5. Tenir compte de la dynamique propre à chaque établissement

Longtemps le monde éducatif a vécu sur l’idée que le système scolaire reposait sur des règles qui s’imposent à tous et dont l’Etat délègue l’exercice aux enseignants. Ces règles imposaient des normes éducatives qui ne se discutaient pas.

L’idée que chaque établissement scolaire ait une identité, des problèmes qui lui sont propres, a émergé à la fin des années 1980, après que plusieurs études aurent montré qu’un établissement peut mieux fonctionner qu’un autre, qui a pourtant le même public scolaire.

Comme une personne, un établissement a une dynamique propre, qu’il est possible d’infléchir :
 soit par une stratégie hiérarchique : en renforçant le pouvoir des chefs d’établissement,
 soit par une stratégie du collectif : en renforçant le temps de rencontres, de débats, de travail collectif et en créant une collégialité, un consensus, des structures permettant l’implication et des choix éclairés pour tous.

La périodicité et le fonctionnement des réunions des conseils d’administration ne permettent pas de choisir et décider démocratiquement. Le SNES devrait réfléchir à par quoi le remplacer. Sûrement pas le « Conseil pédagogique » à la sauce Fillon, en tout cas !


6. Revoir la place des parents dans le système scolaire

Il faudrait, entre autres, impliquer et faire davantage de place aux parents, qui désertent de plus en plus les établissements, laissant ainsi la place au chef d’établissement. Le système français est celui où la place des parents est la plus réduite.
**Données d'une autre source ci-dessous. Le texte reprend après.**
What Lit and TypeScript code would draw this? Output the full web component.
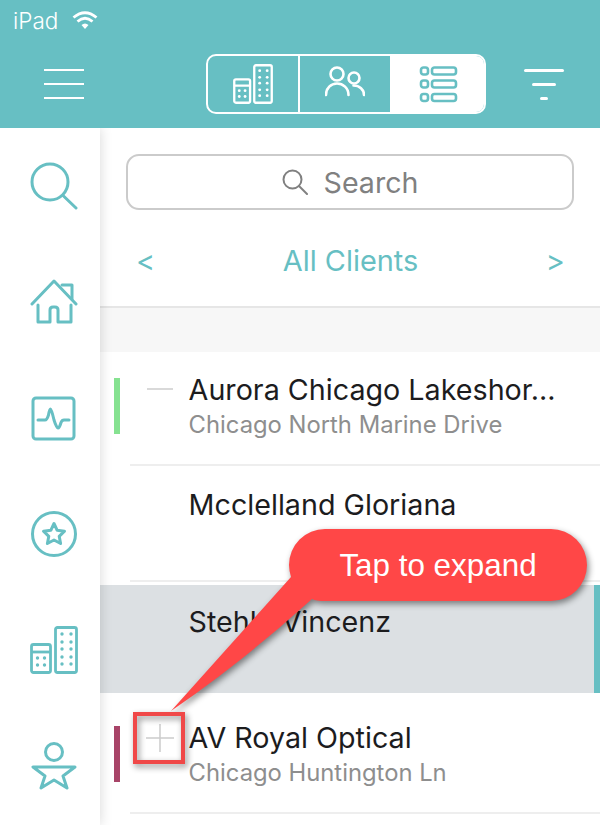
import { css, html, LitElement, svg } from "lit";
import { customElement } from "lit/decorators.js";

const rows = [
  { cls: "r1", name: "Aurora Chicago Lakeshor...", sub: "Chicago North Marine Drive", bar: "#86e291", mark: "minus" },
  { cls: "r2", name: "Mcclelland Gloriana", sub: "", bar: "", mark: "" },
  { cls: "r3 selected", name: "Stehle Vincenz", sub: "", bar: "", mark: "" },
  { cls: "r4", name: "AV Royal Optical", sub: "Chicago Huntington Ln", bar: "#a84468", mark: "plus" },
];

const dots = (xs: number[], ys: number[]) =>
  xs.flatMap((x) => ys.map((y) => svg`<circle cx=${x} cy=${y} r="1.700" fill="currentColor" stroke="none"></circle>`));

const buildings = html`
  <svg viewBox="0 0 48 48" fill="none" stroke="currentColor" stroke-width="2.800" stroke-linejoin="round">
    <rect x="1.500" y="18.500" width="19" height="28" rx="2"></rect>
    <path d="M1.500 26h19"></path>
    <rect x="25.500" y="1.500" width="21" height="45" rx="2"></rect>
    ${dots([32, 41], [8, 16, 23, 31, 38])}
    ${dots([7.500, 14.500], [32, 39])}
  </svg>
`;

const sideIcons = [
  html`<svg viewBox="0 0 48 48" fill="none" stroke="currentColor" stroke-width="3" stroke-linecap="round">
    <circle cx="20" cy="20" r="18"></circle><path d="M33.500 34L46 46"></path></svg>`,
  html`<svg viewBox="0 0 48 48" fill="none" stroke="currentColor" stroke-width="3" stroke-linecap="round" stroke-linejoin="round">
    <path d="M2 26L24 3L46 26"></path><path d="M32 7h10v14"></path>
    <path d="M8 27V44H20V32q0-3 3-3h2q3 0 3 3V44H41V27"></path></svg>`,
  html`<svg viewBox="0 0 48 48" fill="none" stroke="currentColor" stroke-width="3" stroke-linecap="round" stroke-linejoin="round">
    <rect x="3" y="4" width="41" height="41" rx="3"></rect>
    <path d="M8 26h7Q17 26 18.500 21Q19.500 15 20.500 15Q21.500 15 24 26Q26.500 34 28 34Q29.500 34 31 28.500Q32 26 34 26h5"></path></svg>`,
  html`<svg viewBox="0 0 48 48" fill="none" stroke="currentColor" stroke-width="3" stroke-linejoin="round">
    <circle cx="24" cy="24" r="21.500"></circle>
    <path d="M24 13.500L27.200 20.300L34.500 21.200L29.200 26.300L30.600 33.500L24 30L17.400 33.500L18.800 26.300L13.500 21.200L20.800 20.300Z"></path></svg>`,
  buildings,
  html`<svg viewBox="0 0 48 48" fill="none" stroke="currentColor" stroke-width="3" stroke-linejoin="round">
    <circle cx="24" cy="10" r="8.500"></circle>
    <path d="M3 25H45L33 34L37 46L24 38L11 46L15 34Z"></path></svg>`,
];

@customElement("app-root")
export class AppRoot extends LitElement {
  static styles = css`
    :host {
      display: block;
      position: relative;
      width: 600px;
      height: 825px;
      overflow: hidden;
      background: #fff;
      font-family: Inter, "Liberation Sans", sans-serif;
    }

    .header {
      height: 128px;
      box-sizing: border-box;
      background: #67bfc3;
      color: #fff;
      position: relative;
      z-index: 2;
    }

    .status {
      height: 54px;
      box-sizing: border-box;
      padding: 7px 0 0 13px;
      display: flex;
      gap: 14px;
      font-size: 22.500px;
      line-height: 28px;
      font-weight: 300;
    }

    .status svg {
      width: 26px;
      height: 20px;
      margin-top: 3px;
    }

    .toolbar {
      display: flex;
      align-items: center;
      height: 60px;
      padding-left: 44px;
    }

    .burger {
      display: flex;
      flex-direction: column;
      gap: 12px;
      margin-right: 122px;
    }

    .burger i {
      display: block;
      width: 40px;
      height: 2px;
      background: #fff;
    }

    .segments {
      display: grid;
      grid-template-columns: 92px 92px 1fr;
      width: 280px;
      height: 60px;
      box-sizing: border-box;
      border: 2px solid #fff;
      border-radius: 10px;
      overflow: hidden;
      margin-right: 38px;
    }

    .segment {
      display: flex;
      justify-content: center;
      align-items: center;
      border-right: 2px solid #fff;
    }

    .segment.active {
      background: #fff;
      color: #67bfc3;
      border-right: 0;
    }

    .segment svg {
      width: 40px;
      height: 40px;
    }

    .funnel {
      display: flex;
      flex-direction: column;
      align-items: center;
      gap: 11px;
    }

    .funnel i {
      display: block;
      height: 3px;
      background: #fff;
      border-radius: 2px;
    }

    .funnel i:nth-child(1) { width: 40px; }
    .funnel i:nth-child(2) { width: 24px; }
    .funnel i:nth-child(3) { width: 8px; }

    .body {
      display: flex;
      height: 697px;
    }

    .side {
      width: 100px;
      flex: none;
      box-sizing: border-box;
      padding-left: 8px;
      display: grid;
      grid-auto-rows: 116px;
      justify-items: center;
      align-items: center;
      background: #fff;
      color: #67bfc3;
      box-shadow: 0 0 12px rgba(0, 0, 0, 0.16);
      position: relative;
      z-index: 1;
    }

    .side svg {
      width: 48px;
      height: 48px;
    }

    .main {
      flex: 1;
      min-width: 0;
    }

    .search {
      margin: 26px 26px 0;
      height: 56px;
      box-sizing: border-box;
      border: 2px solid #cbcbcb;
      border-radius: 13px;
      display: flex;
      justify-content: center;
      align-items: center;
      gap: 16px;
      color: #808080;
      font-size: 28.600px;
    }

    .search svg {
      width: 26px;
      height: 26px;
    }

    .nav {
      display: flex;
      justify-content: space-between;
      align-items: center;
      height: 96px;
      box-sizing: border-box;
      padding: 4px 35px 0 36px;
      color: #67bfc3;
      font-size: 28.900px;
    }

    .band {
      height: 44px;
      background: #f7f7f7;
      border-top: 2px solid #e6e6e6;
    }

    .row {
      display: flex;
      box-sizing: border-box;
      padding-left: 14px;
      color: #1c1c1e;
      position: relative;
    }

    .r1 { height: 114px; --top: 21px; --bar: 26px; }
    .r2 { height: 116px; --top: 22px; }
    .r3 { height: 108px; margin-top: 3px; --top: 20px; background: #dce0e3; }
    .r4 { height: 121px; --top: 28px; --bar: 33px; }

    .selected::after {
      content: "";
      position: absolute;
      top: 0;
      right: 0;
      bottom: 0;
      width: 6px;
      background: #67bfc3;
    }

    .bar {
      flex: none;
      width: 6px;
      height: 56px;
      margin-top: var(--bar, 0);
    }

    .content {
      flex: 1;
      min-width: 0;
      margin-left: 10px;
      padding: var(--top) 0 0 58.600px;
      border-bottom: 2px solid #eeeeee;
      position: relative;
    }

    .selected .content {
      border-bottom: 0;
    }

    .name {
      font-size: 28.700px;
      line-height: 34px;
      white-space: nowrap;
    }

    .sub {
      font-size: 23.800px;
      line-height: 30px;
      margin-top: 3px;
      color: #8e8e8e;
    }

    .mark {
      position: absolute;
      left: 16px;
      width: 28px;
      height: 28px;
    }

    .minus { top: 23px; }
    .plus { top: 31px; }

    .callout {
      position: absolute;
      inset: 0;
      z-index: 3;
      pointer-events: none;
    }

    .callout svg {
      display: block;
      width: 600px;
      height: 825px;
    }

    .callout-shape {
      filter: drop-shadow(2px 3px 3px rgba(0, 0, 0, 0.45));
    }

    .callout-text {
      position: absolute;
      left: 289px;
      top: 530px;
      width: 298px;
      height: 72px;
      display: flex;
      justify-content: center;
      align-items: center;
      color: #fff;
      font-family: "Liberation Sans", Arial, sans-serif;
      font-size: 31.400px;
    }
  `;

  render() {
    return html`
      <div class="header">
        <div class="status">
          <span>iPad</span>
          <svg viewBox="0 0 26 20" fill="none" stroke="#fff" stroke-width="2.800">
            <path d="M1.500 7.500Q13 -2 24.500 7.500"></path>
            <path d="M5.500 11.500Q13 5 20.500 11.500"></path>
            <path d="M9.500 15Q13 12 16.500 15L13 19Z" fill="#fff" stroke="none"></path>
          </svg>
        </div>
        <div class="toolbar">
          <div class="burger"><i></i><i></i><i></i></div>
          <div class="segments">
            <div class="segment">${buildings}</div>
            <div class="segment">
              <svg viewBox="0 0 40 40" fill="none" stroke="currentColor" stroke-width="2.600" stroke-linecap="round">
                <circle cx="12" cy="10" r="6.500"></circle>
                <path d="M1 31C1 24 6 19.500 12 19.500C18 19.500 23.500 24 23.500 31"></path>
                <circle cx="29" cy="14" r="5.500"></circle>
                <path d="M28.500 21.500C34.500 21.500 39 25.500 39 31"></path>
              </svg>
            </div>
            <div class="segment active">
              <svg viewBox="0 0 40 40" fill="none" stroke="currentColor" stroke-width="2.600">
                <rect x="3" y="3.500" width="7" height="7" rx="2.500"></rect>
                <rect x="14" y="3.500" width="24" height="7" rx="2.500"></rect>
                <rect x="3" y="16.500" width="7" height="7" rx="2.500"></rect>
                <rect x="14" y="16.500" width="24" height="7" rx="2.500"></rect>
                <rect x="3" y="30" width="7" height="7" rx="2.500"></rect>
                <rect x="14" y="30" width="24" height="7" rx="2.500"></rect>
              </svg>
            </div>
          </div>
          <div class="funnel"><i></i><i></i><i></i></div>
        </div>
      </div>

      <div class="body">
        <div class="side">${sideIcons}</div>
        <div class="main">
          <div class="search">
            <svg viewBox="0 0 26 26" fill="none" stroke="currentColor" stroke-width="2" stroke-linecap="round">
              <circle cx="10.500" cy="10.500" r="9"></circle>
              <path d="M17 17L25 25"></path>
            </svg>
            <span>Search</span>
          </div>
          <div class="nav"><span>&lt;</span><span>All Clients</span><span>&gt;</span></div>
          <div class="band"></div>
          ${rows.map((row) => this.renderRow(row))}
        </div>
      </div>

      <div class="callout">
        <svg viewBox="0 0 600 825">
          <g class="callout-shape">
            <rect x="135" y="714" width="48" height="48" fill="none" stroke="#f04848" stroke-width="4"></rect>
            <path
              fill="#ff4747"
              d="M325 529H551A36 36 0 0 1 551 601H325Q316 601 312 599Q245 660 171 711L291 577Q289 570 289 565A36 36 0 0 1 325 529Z"
            ></path>
          </g>
        </svg>
        <div class="callout-text">Tap to expand</div>
      </div>
    `;
  }

  private renderRow(row: (typeof rows)[number]) {
    return html`
      <div class="row ${row.cls}">
        <div class="bar" style="background: ${row.bar || "transparent"}"></div>
        <div class="content">
          ${row.mark === "minus"
            ? html`<svg class="mark minus" viewBox="0 0 28 28" stroke="#cccccc" stroke-width="1.500"><path d="M1 14H27"></path></svg>`
            : null}
          ${row.mark === "plus"
            ? html`<svg class="mark plus" viewBox="0 0 28 28" stroke="#cccccc" stroke-width="1.500"><path d="M0 14H28M14 0V28"></path></svg>`
            : null}
          <div class="name">${row.name}</div>
          ${row.sub ? html`<div class="sub">${row.sub}</div>` : null}
        </div>
      </div>
    `;
  }
}

declare global {
  interface HTMLElementTagNameMap {
    "app-root": AppRoot;
  }
}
Le dialogue parents-profs se fait en chiens de faïence...

C’est vrai que ce n’est pas facile de s’adresser à des parents : il faut expliquer, prendre des précautions pour tenir compte de l’affectif, interpréter les mots, les silences.

Sans doute faudrait-il changer notre regard sur les parents ? Se demander si c’est « normal » que les établissements soient fermés aux heures où les parents qui travaillent peuvent venir.

Fillon a bien compris le jeu d’hostilité qui s’est noué entre parents et profs et joue la carte de l’opposition entre parents et enseignants pour mettre les profs dans sa poche, par exemple en promettant des mesures pour renforcer notre autorité.

A nous de ne pas entrer dans ce cercle : nous n’avons rien à gagner, ni pour nous, ni pour les élèves, à considérer les parents comme ceux qui voudraient mettre un nez inquisiteur dans ce que nous faisons. Nos cours ne sentent pas si mauvais après tout et, qu’on soit parents ou profs (parfois les deux à la fois...), il est légitime d’avoir envie de respirer le même air que les enfants.